The striking miners at Warrior Met Coal have much to teach the Progressive Labor Party (PLP) and the international working class about multiracial unity. During one political conversation, a white coal miner explained: “If I’m racist toward [a Black coworker] it gets you killed. You can’t bring any of that down there because we all depend on each other to survive.”
A Black miner agreed, “It means we all die. Besides after 12  hours, we’re all covered in coal dust and you can’t really tell anyway.”
This multiracial solidarity is having an impact on rail workers at CSX, one of the largest freight railroads east of the Mississippi River. We learned from the miners that the rail workers at CSX are angry at being overworked and are pissed off that CSX is carrying scab coal.

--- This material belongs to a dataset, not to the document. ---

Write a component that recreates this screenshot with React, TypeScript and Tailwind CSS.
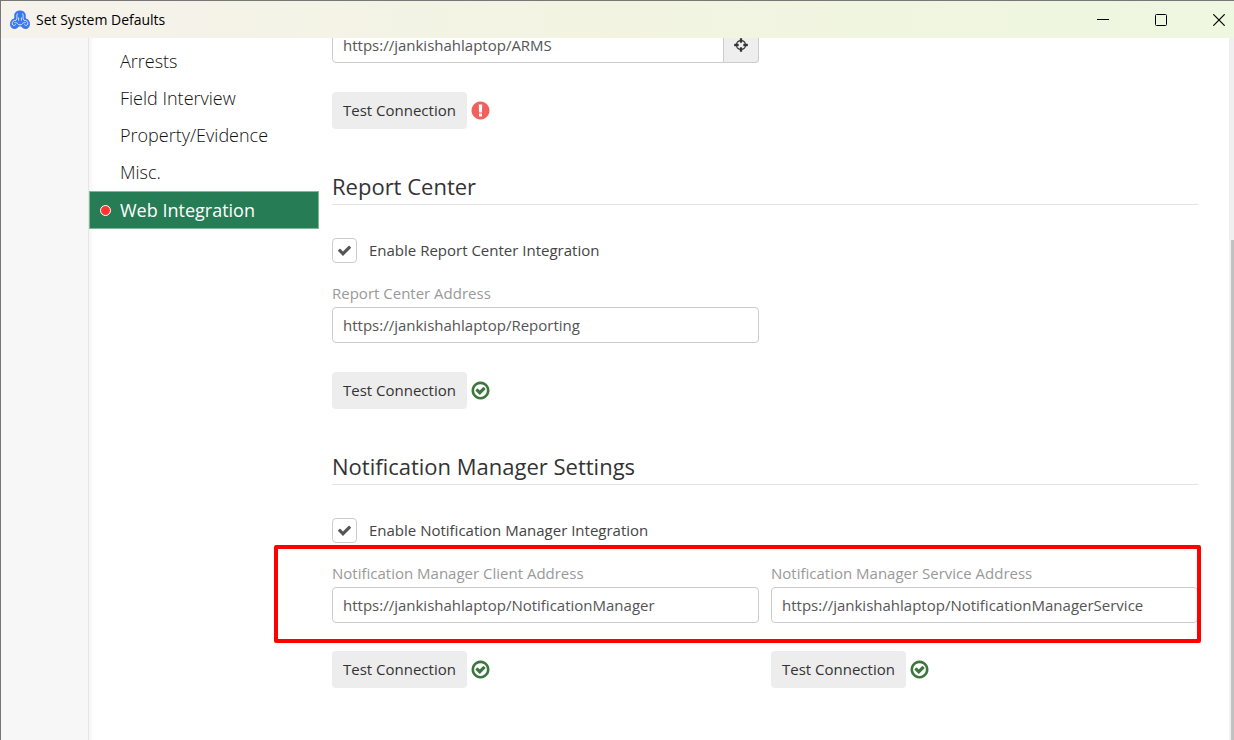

As soon as we learned this, PL’ers moved into action. We drafted and printed a leaflet while researching CSX rail yards. After first failing, we finally found a railroad yard. While distributing 100 leaflets, we met enthusiastic rail workers who told us “all of us are pissed! But our union is in bed with CSX and the mine owners.
 We talk about it every day but there’s no leadership.” Just like that, we gained a friendship and a CHALLENGE subscription.
PLP applauds the CSX train engineers for refusing to drive trains into mine portals, and forcing their supervisors to do it. PLP also supports the mass movement among CSX workers pushing their union misleadership to stop ALL train shipments of scab coal anywhere in the railroad system. While the miners have been bleeding Warrior Met of superprofits, one of the ways that Warrior Met is trying to starve the miners out is through moving scab coal by CSX-owned railroads to the Port of Mobile, Alabama.
Like with Warrior Met, BlackRock is a major CSX shareholder. Like the overworked miners, the bosses are overworking CSX rail workers. In recent years CSX has been exhausting rail workers with schedule changes so bad they risk workers’ safety and have cut their time off.
The U.S. bosses have always used the Southern states as a low-wage, non-union haven where the widest pay gaps between Black and white workers sharpen racism and drag down wages everywhere. Armed with communist politics, miners and rail workers united in working-class solidarity can engulf the entire South in rebellion and workers’ power!